Records with interface code:

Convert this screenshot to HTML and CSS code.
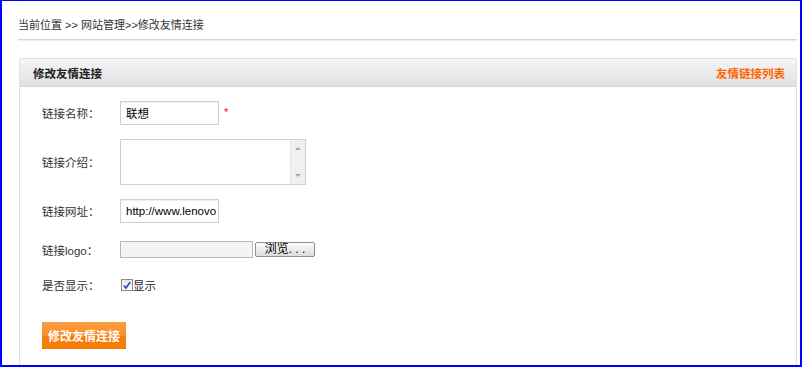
FILE: index.html
```html
<!DOCTYPE html>
<html lang="zh-CN">
<head>
  <meta charset="UTF-8">
  <title>修改友情连接</title>
  <link rel="stylesheet" href="styles.css">
</head>
<body>

<div class="frame">
  <div class="crumb">当前位置 &gt;&gt; 网站管理&gt;&gt;修改友情连接</div>

  <div class="panel">
    <div class="panel-head">
      <span class="panel-title">修改友情连接</span>
      <a class="panel-link" href="#">友情链接列表</a>
    </div>

    <form class="panel-body">
      <div class="row row-name">
        <label>链接名称：</label>
        <input class="txt" type="text" value="联想">
        <span class="req">*</span>
      </div>
      <div class="row row-intro">
        <label>链接介绍：</label>
        <div class="area">
          <textarea></textarea>
          <div class="scroll"><span class="arr up"></span><span class="arr down"></span></div>
        </div>
      </div>
      <div class="row row-url">
        <label>链接网址：</label>
        <input class="txt" type="text" value="http://www.lenovo.com">
      </div>
      <div class="row row-logo">
        <label>链接logo：</label>
        <input class="file-path" type="text" readonly>
        <button class="browse" type="button">浏览. . .</button>
      </div>
      <div class="row row-show">
        <label>是否显示：</label>
        <span class="check">
          <svg width="11" height="11" viewBox="0 0 11 11"><path d="M2 5.5 L4.3 8.3 L9 1.8" fill="none" stroke="#2349b8" stroke-width="1.8"/></svg>
        </span>
        <span class="check-text">显示</span>
      </div>
      <button class="submit" type="submit">修改友情连接</button>
    </form>
  </div>
</div>

</body>
</html>
```

FILE: styles.css
```css
body { margin: 0; font: 11.5px "Liberation Sans", "Noto Sans CJK SC", sans-serif; color: #333; background: #fff; }
.frame { box-sizing: border-box; width: 802px; height: 367px; border: 2px solid #0000ff; border-top-width: 1px; overflow: hidden; }
.crumb { margin: 0 3px 0 16px; padding: 16px 0 6px; font-size: 11px; line-height: 16px; border-bottom: 1px solid #d8d8d8; box-shadow: 0 1px 1px #eee; }
.panel { margin: 18px 3px 0 17px; border: 1px solid #e3e3e3; height: 400px; }
.panel-head { display: flex; justify-content: space-between; align-items: center; height: 27px; padding: 0 11px 0 13px; background: linear-gradient(#f5f5f5, #e0e0e0); border-bottom: 1px solid #d6d6d6; }
.panel-title { font-weight: bold; color: #222; }
.panel-link { font-weight: bold; color: #f60; text-decoration: none; }
.panel-body { padding: 14px 0 0 22px; }
.row { display: flex; align-items: center; }
.row label { width: 78px; flex: none; }
.row-name { height: 24px; margin-bottom: 14px; }
.row-intro { height: 46px; margin-bottom: 14px; }
.row-url { height: 24px; margin-bottom: 18px; }
.row-logo { height: 17px; margin-bottom: 17px; }
.row-show { height: 20px; margin-bottom: 27px; }
.txt { box-sizing: border-box; width: 99px; height: 24px; margin: 0; padding: 0 1px 0 5px; border: 1px solid #d0d0d0; box-shadow: inset 0 1px 1px #eee; font: 11.5px "Liberation Sans", "Noto Sans CJK SC", sans-serif; color: #000; }
.req { color: #f00; margin: -3px 0 0 5px; font-size: 11px; }
.area { box-sizing: border-box; display: flex; width: 186px; height: 46px; border: 1px solid #cfcfcf; }
.area textarea { flex: 1; border: 0; margin: 0; padding: 2px; resize: none; outline: none; }
.scroll { position: relative; width: 14px; background: #f0f0f0; border-left: 1px solid #e4e4e4; }
.arr { position: absolute; left: 4px; width: 0; height: 0; border-left: 3px solid transparent; border-right: 3px solid transparent; }
.arr.up { top: 7px; border-bottom: 3px solid #a8a8a8; }
.arr.down { bottom: 7px; border-top: 3px solid #a8a8a8; }
.file-path { box-sizing: border-box; width: 133px; height: 17px; margin: 0 2px 0 0; border: 1px solid #b8b8b8; background: #f4f4f4; }
.browse { box-sizing: border-box; width: 60px; height: 15px; padding: 0; border: 1px solid #8e8e8e; border-radius: 2px; background: linear-gradient(#fbfbfb, #dcdcdc); font: 12px/13px "Liberation Sans", "Noto Sans CJK SC", sans-serif; color: #000; }
.check { box-sizing: border-box; display: flex; align-items: center; justify-content: center; width: 12px; height: 12px; margin-left: 1px; border: 1px solid #8a8a8a; background: linear-gradient(#e6e6e6, #fff); }
.check-text { color: #222; }
.submit { width: 84px; height: 27px; padding: 0; border: 0; background: linear-gradient(#fb9e42 0, #f98d28 50%, #f67e0c 51%, #f57c08 100%); color: #fff; font: bold 12px "Noto Sans CJK SC", sans-serif; cursor: pointer; }
```
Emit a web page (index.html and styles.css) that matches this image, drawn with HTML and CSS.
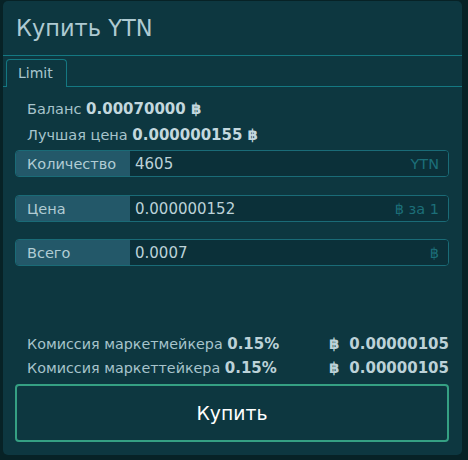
FILE: index.html
```html
<!DOCTYPE html>
<html lang="ru">
<head>
<meta charset="utf-8">
<link rel="stylesheet" href="styles.css">
</head>
<body>
<div class="panel">
  <div class="header"><h2 class="title">Купить YTN</h2></div>
  <div class="tabs"><div class="tab">Limit</div></div>
  <div class="content">
    <div class="info">Баланс <b>0.00070000 ฿</b></div>
    <div class="info">Лучшая цена <b>0.000000155 ฿</b></div>
    <div class="group first">
      <span class="addon">Количество</span>
      <span class="value">4605</span>
      <span class="unit">YTN</span>
    </div>
    <div class="group second">
      <span class="addon">Цена</span>
      <span class="value">0.000000152</span>
      <span class="unit">฿ за 1</span>
    </div>
    <div class="group third">
      <span class="addon">Всего</span>
      <span class="value">0.0007</span>
      <span class="unit">฿</span>
    </div>
    <div class="fees">
      <div class="fee"><span>Комиссия маркетмейкера <b>0.15%</b></span><span class="amount"><b class="cur">฿</b><b>0.00000105</b></span></div>
      <div class="fee"><span>Комиссия маркеттейкера <b>0.15%</b></span><span class="amount"><b class="cur">฿</b><b>0.00000105</b></span></div>
    </div>
    <button class="buy">Купить</button>
  </div>
</div>
</body>
</html>
```

FILE: styles.css
```css
html, body {
  margin: 0;
  padding: 0;
  background: #072226;
}
body {
  width: 468px;
  height: 460px;
  overflow: hidden;
  font-family: "DejaVu Sans", Verdana, sans-serif;
}
.panel {
  margin: 1px 6px 0 3px;
  height: 454px;
  background: #0d3740;
  border-radius: 5px;
  box-sizing: border-box;
}
.header {
  height: 54px;
  border-bottom: 1px solid #147882;
  display: flex;
  align-items: center;
  padding-left: 13px;
}
.title {
  margin: 0;
  font-weight: normal;
  font-size: 22.5px;
  color: #aecad2;
}
.tabs {
  padding: 3px 0 0 3px;
  border-bottom: 1px solid #147882;
  display: flex;
}
.tab {
  border: 1px solid #147882;
  border-bottom: none;
  border-radius: 4px 4px 0 0;
  background: #0d3740;
  width: 59px;
  height: 26px;
  margin-bottom: -1px;
  padding-bottom: 1px;
  box-sizing: content-box;
  font-size: 14px;
  color: #a9c6ce;
  display: flex;
  align-items: center;
  text-indent: 11px;
}
.content {
  padding: 9px 13px 0 12px;
  display: flex;
  flex-direction: column;
}
.info {
  padding-left: 12px;
  line-height: 26px;
  font-size: 14.5px;
  color: #a7c4cc;
}
.info b {
  font-size: 15px;
  color: #c3d8de;
}
.group {
  display: flex;
  height: 27px;
  border: 1px solid #1a6b77;
  border-radius: 4px;
  box-sizing: border-box;
  overflow: hidden;
  font-size: 14.5px;
  align-items: stretch;
}
.group.first {
  margin-top: 2px;
}
.group.second {
  margin-top: 18px;
}
.group.third {
  margin-top: 17px;
}
.addon {
  width: 114px;
  background: #235869;
  color: #b1ccd4;
  padding-left: 11px;
  box-sizing: border-box;
  display: flex;
  align-items: center;
}
.value {
  flex: 1;
  background: #0b3039;
  color: #bcd2d8;
  padding-left: 5px;
  font-size: 15px;
  display: flex;
  align-items: center;
}
.unit {
  background: #0b3039;
  color: #1c6e78;
  padding-right: 9px;
  display: flex;
  align-items: center;
}
.fees {
  margin-top: 66px;
  padding-left: 12px;
}
.fee {
  display: flex;
  justify-content: space-between;
  align-items: baseline;
  line-height: 24px;
  font-size: 14.3px;
  color: #a7c4cc;
}
.fee b {
  font-size: 15px;
  color: #bcd2d8;
}
.amount {
  display: flex;
  align-items: baseline;
  gap: 10px;
}
.buy {
  margin-top: 4px;
  height: 58px;
  border: 2px solid #35a083;
  border-radius: 4px;
  background: transparent;
  color: #ffffff;
  font-family: "DejaVu Sans", Verdana, sans-serif;
  font-size: 18.8px;
  padding: 0;
  cursor: pointer;
}
```
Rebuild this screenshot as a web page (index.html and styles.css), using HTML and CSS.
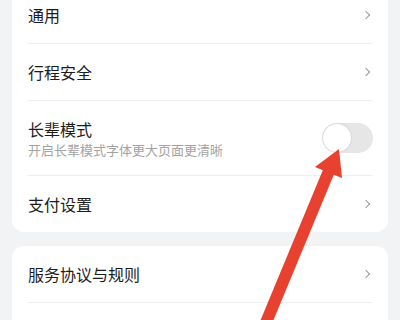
FILE: index.html
```html
<!DOCTYPE html>
<html lang="zh">
<head>
<meta charset="utf-8">
<link rel="stylesheet" href="styles.css">
</head>
<body>
<div class="page">
  <div class="card first">
    <div class="row"><span class="title">通用</span><span class="chev"></span></div>
    <div class="row"><span class="title">行程安全</span><span class="chev"></span></div>
    <div class="row tall">
      <div class="texts">
        <span class="title">长辈模式</span>
        <span class="sub">开启长辈模式字体更大页面更清晰</span>
      </div>
      <span class="toggle"><span class="knob"></span></span>
    </div>
    <div class="row last"><span class="title">支付设置</span><span class="chev"></span></div>
  </div>
  <div class="card">
    <div class="row"><span class="title">服务协议与规则</span><span class="chev"></span></div>
    <div class="row"></div>
  </div>
</div>
<svg class="arrow" width="400" height="320" viewBox="0 0 400 320">
  <polygon fill="#e8412f" points="259.5,322.7 322.8,170.2 315,167 339,149 342,178 333.8,174.8 270.5,327.3"/>
</svg>
</body>
</html>
```
FILE: styles.css
```css
html, body {
  margin: 0;
  padding: 0;
  background: #f2f3f5;
  width: 400px;
  height: 320px;
  overflow: hidden;
  font-family: "Noto Sans CJK SC", "Noto Sans", sans-serif;
}
.page {
  position: relative;
  margin-top: -13px;
  padding: 0 12px;
  display: flex;
  flex-direction: column;
  gap: 14px;
}
.card {
  background: #fff;
  border-radius: 12px;
  padding: 0 16px;
}
.card.first {
  border-radius: 0 0 12px 12px;
}
.row {
  height: 56px;
  display: flex;
  align-items: center;
  justify-content: space-between;
  border-bottom: 1px solid #eeeeee;
}
.row.last {
  border-bottom: none;
}
.row.tall {
  height: 74px;
}
.title {
  font-size: 16px;
  color: #1c1c1c;
  line-height: 22px;
}
.texts {
  display: flex;
  flex-direction: column;
  gap: 0;
  margin-top: 2px;
}
.sub {
  font-size: 13px;
  color: #a3a3a3;
  line-height: 20px;
}
.chev {
  width: 5px;
  height: 5px;
  border-top: 1.5px solid #9a9a9a;
  border-right: 1.5px solid #9a9a9a;
  transform: rotate(45deg);
  margin-right: 3px;
}
.toggle {
  width: 51px;
  height: 30px;
  border-radius: 15px;
  background: #e6e6e6;
  display: flex;
  align-items: center;
  padding: 0 1px;
  box-sizing: border-box;
  margin-right: -1px;
}
.knob {
  width: 28px;
  height: 28px;
  border-radius: 50%;
  background: #fff;
  box-shadow: 0 0 2px rgba(0,0,0,0.18);
}
.arrow {
  position: absolute;
  left: 0;
  top: 0;
}
```
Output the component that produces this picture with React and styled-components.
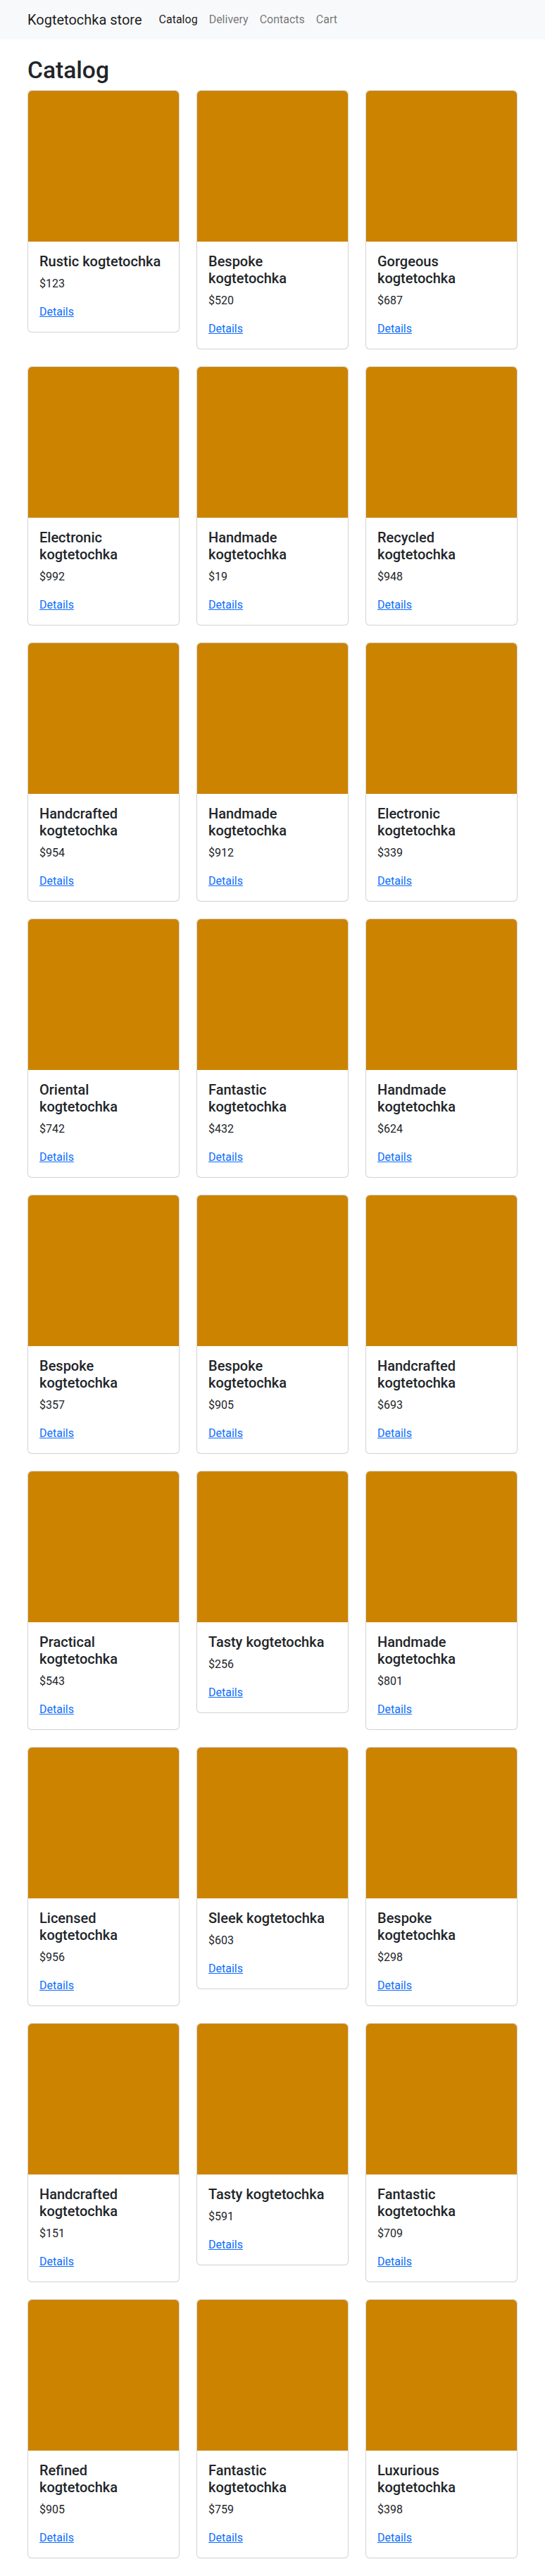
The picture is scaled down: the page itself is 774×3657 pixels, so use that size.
import React from "react";
import styled, { createGlobalStyle } from "styled-components";

const products = [
  { name: "Rustic", price: 123 },
  { name: "Bespoke", price: 520 },
  { name: "Gorgeous", price: 687 },
  { name: "Electronic", price: 992 },
  { name: "Handmade", price: 19 },
  { name: "Recycled", price: 948 },
  { name: "Handcrafted", price: 954 },
  { name: "Handmade", price: 912 },
  { name: "Electronic", price: 339 },
  { name: "Oriental", price: 742 },
  { name: "Fantastic", price: 432 },
  { name: "Handmade", price: 624 },
  { name: "Bespoke", price: 357 },
  { name: "Bespoke", price: 905 },
  { name: "Handcrafted", price: 693 },
  { name: "Practical", price: 543 },
  { name: "Tasty", price: 256 },
  { name: "Handmade", price: 801 },
  { name: "Licensed", price: 956 },
  { name: "Sleek", price: 603 },
  { name: "Bespoke", price: 298 },
  { name: "Handcrafted", price: 151 },
  { name: "Tasty", price: 591 },
  { name: "Fantastic", price: 709 },
  { name: "Refined", price: 905 },
  { name: "Fantastic", price: 759 },
  { name: "Luxurious", price: 398 }
];

const navItems = ["Catalog", "Delivery", "Contacts", "Cart"];

const GlobalStyle = createGlobalStyle`
  * {
    box-sizing: border-box;
  }
  body {
    margin: 0;
    background: #fff;
    color: #212529;
    font-family: "Segoe UI", Roboto, "Liberation Sans", sans-serif;
    font-size: 16px;
    line-height: 1.5;
  }
`;

const Navbar = styled.nav`
  background: #f8f9fa;
  padding: 8px 0;
`;

const Container = styled.div`
  max-width: 720px;
  margin: 0 auto;
  padding: 0 12px;
`;

const NavInner = styled(Container)`
  display: flex;
  align-items: center;
`;

const Brand = styled.a`
  color: rgba(0, 0, 0, 0.9);
  font-size: 20px;
  line-height: 30px;
  padding: 5px 0;
  margin-right: 16px;
  text-decoration: none;
`;

const NavList = styled.div`
  display: flex;
`;

const NavLink = styled.a`
  padding: 8px;
  line-height: 24px;
  text-decoration: none;
  color: ${props => (props.active ? "rgba(0, 0, 0, 0.9)" : "rgba(0, 0, 0, 0.55)")};
`;

const Main = styled(Container)`
  padding-top: 24px;
  padding-bottom: 24px;
`;

const Title = styled.h1`
  margin: 0 0 8px;
  font-size: 33.6px;
  font-weight: 500;
  line-height: 1.2;
`;

const Grid = styled.div`
  display: grid;
  grid-template-columns: repeat(3, 1fr);
  gap: 24px;
  align-items: start;
`;

const Card = styled.div`
  border: 1px solid rgba(0, 0, 0, 0.175);
  border-radius: 6px;
  background: #fff;
  overflow: hidden;
`;

const Picture = styled.div`
  aspect-ratio: 1 / 1;
  background: #cc8400;
  border-radius: 5px 5px 0 0;
`;

const CardBody = styled.div`
  padding: 16px;
`;

const CardTitle = styled.h5`
  margin: 0 0 8px;
  font-size: 20px;
  font-weight: 500;
  line-height: 1.2;
`;

const CardText = styled.p`
  margin: 0 0 16px;
  &:last-child {
    margin-bottom: 0;
  }
`;

const DetailsLink = styled.a`
  color: #0d6efd;
  text-decoration: underline;
`;

export default function App() {
  return (
    <>
      <GlobalStyle />
      <Navbar>
        <NavInner>
          <Brand href="#">Kogtetochka store</Brand>
          <NavList>
            {navItems.map((item, i) => (
              <NavLink key={item} href="#" active={i === 0 ? 1 : 0}>
                {item}
              </NavLink>
            ))}
          </NavList>
        </NavInner>
      </Navbar>
      <Main>
        <Title>Catalog</Title>
        <Grid>
          {products.map((p, i) => (
            <Card key={i}>
              <Picture />
              <CardBody>
                <CardTitle>{p.name} kogtetochka</CardTitle>
                <CardText>${p.price}</CardText>
                <CardText>
                  <DetailsLink href="#">Details</DetailsLink>
                </CardText>
              </CardBody>
            </Card>
          ))}
        </Grid>
      </Main>
    </>
  );
}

## EXERCISE INSTRUCTIONS
Copy each line that contains the word "components".

## EXERCISE SOLUTION
Output the component that produces this picture with React and styled-components.
import styled, { createGlobalStyle } from "styled-components";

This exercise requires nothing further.